ずばあん物語集

ずばあんです。作品の感想や悩みの解決法などを書きます。

【読書感想】「桐島、部活やめるってよ」

みなさまこんにちは、ずばあんです。

 

今回は朝井リョウさんの「桐島、部活やめるってよ」の感想をお伝えいたします。

 

【内容説明】

 

この「桐島、部活やめるってよ」は2010年に発表された朝井リョウさんのデビュー作です。この当時、朝井さんは大学在学中で集英社小説すばる新人賞を獲得いたしました。

 

さてこの作品の内容ですが、タイトルの通り桐島が主将を努めていたバレーボールをやめるところを中心に周囲の人物の変化や心情などを描きます。
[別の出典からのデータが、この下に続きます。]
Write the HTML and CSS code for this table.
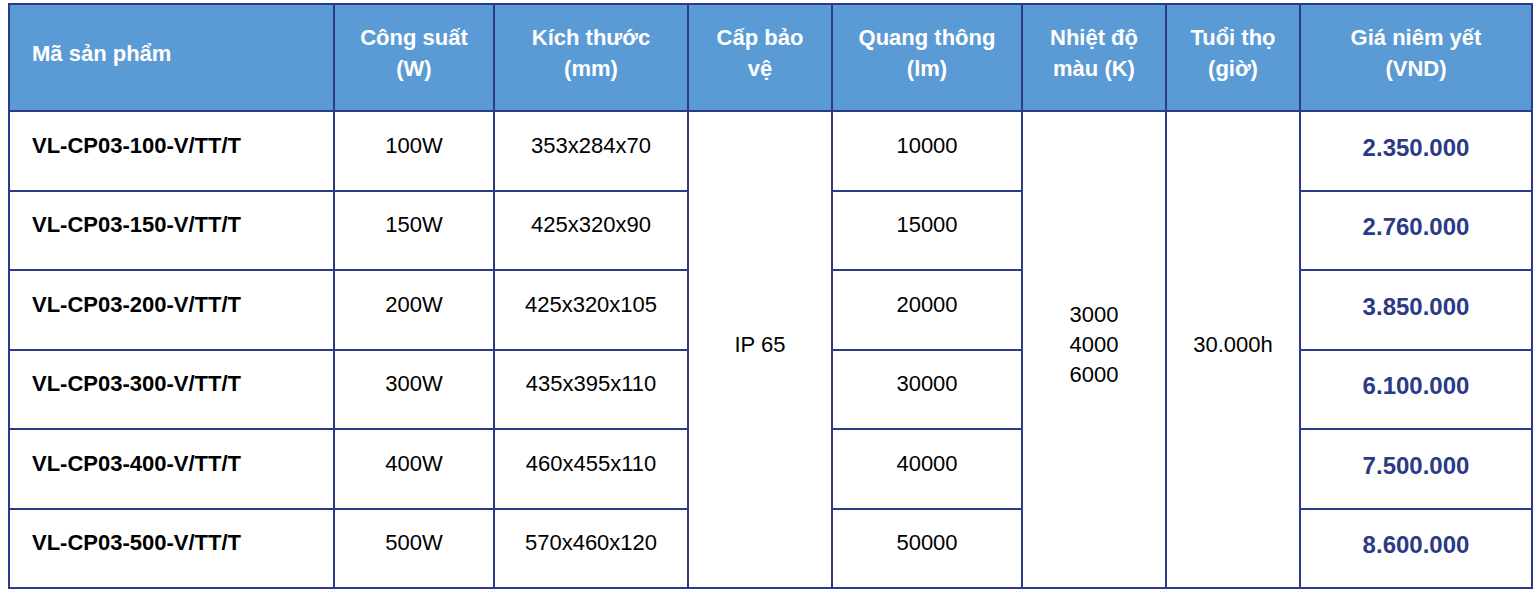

物語の構成は桐島の周囲の5人の人物の語りによって描かれます。それぞれの話者は立場も異なりスクールカーストを意識する部分もあります。そして各話者はそれぞれ異なる目標や悩みを抱え、桐島がやめた件に関してもそれぞれ異なる捉え方をしております。

 

さてこの作品ですが、肝心の桐島の語りはありません。桐島は5人の各話者の発言によってその人物像が描かれております。しかしそれ以外で桐島について述べられておりません。

 

かなりトリッキーな作品です。桐島が何を考えてバレーボール部をやめたのかは直接述べられてないのです。回りの人間が語る人物像からそれを予測するほか無いのです。

 

 

【感想】

 

 

この本を読んだ感想ですが、5人の人物の語る各人の意識や悩みがズシッとくるくらい重く感じられました。

とある人の視点はずばあんも高校生の時分に感じたことに近くて、共感を覚えました。またとある人は、とてつもなく重い悩みを抱えていて、私は思わず目頭が熱くなりました。そしてまた別の人は、一見ずばあんとは違うタイプの人だなと思いながらも、その人なりに気楽とは言えない悩みを抱えているのだなと思いました。

 

結局質の差はあれど、誰もがそれぞれ悩み、苦しみ、そして喜ぶというそれぞれかけがえのない人生があるのです。5人はそれぞれそういう人物でした。そして同様に桐島もそういう人生を抱えているのです。

 

この作品は桐島の本音や、意見というのは記されていません。あくまで周囲の人間しか出てきません。しかし、だからこそ桐島という人間がかえってリアルに感じられるのです。なぜなら本来「私たち」は桐島ではなくこの5人のうちのひとりだからです。桐島を見る誰かではあるものの桐島本人にはなれないのです

 

桐島、部活やめるってよ」というタイトルから、桐島が何かしらの悩みを抱えていることは確かなのです。しかし、桐島が腹の底で何を考えているのかは他人には分からないのです。

 

この作品は何か悩みや苦しみを抱えている人がいても、その奥底に何があるのかを本人以外は分からないということを示しているのです。5人の語り手の話を聞いて、中には助けられるものなら助けたいと思った人もいました。しかし、その人は本来は「桐島」同様に、私たちから見て本当の気持ちが見えない人の一人なのです。

 

あくまでこの作品はフィクションですが、他人が何を考えて悩み苦しんでいるのか分からないのはリアルと同じです。私の回りにもこの5人、そして「桐島」はいるかもしれません。

 

 

【最後に】

 

 

この本を読んで、やはり人の悩みや苦しみを手に取り分かるというのは幻想なのだなと思いました。しかし、自分も逆に悩みや苦しみを人に分かってもらえないひとりでもあるのです。つまり、私は「桐島」のひとりなのです。同様にほかの人も「桐島」なのです。

 

だからこそ私はひとりの「桐島」として、他の「桐島」のような人が悩みを打ち明かせるように、あるいは悩みを解きほぐせるように常に優しく話を聞ける人間でありたいと思いました。

 

本日も最後までありがとうございました。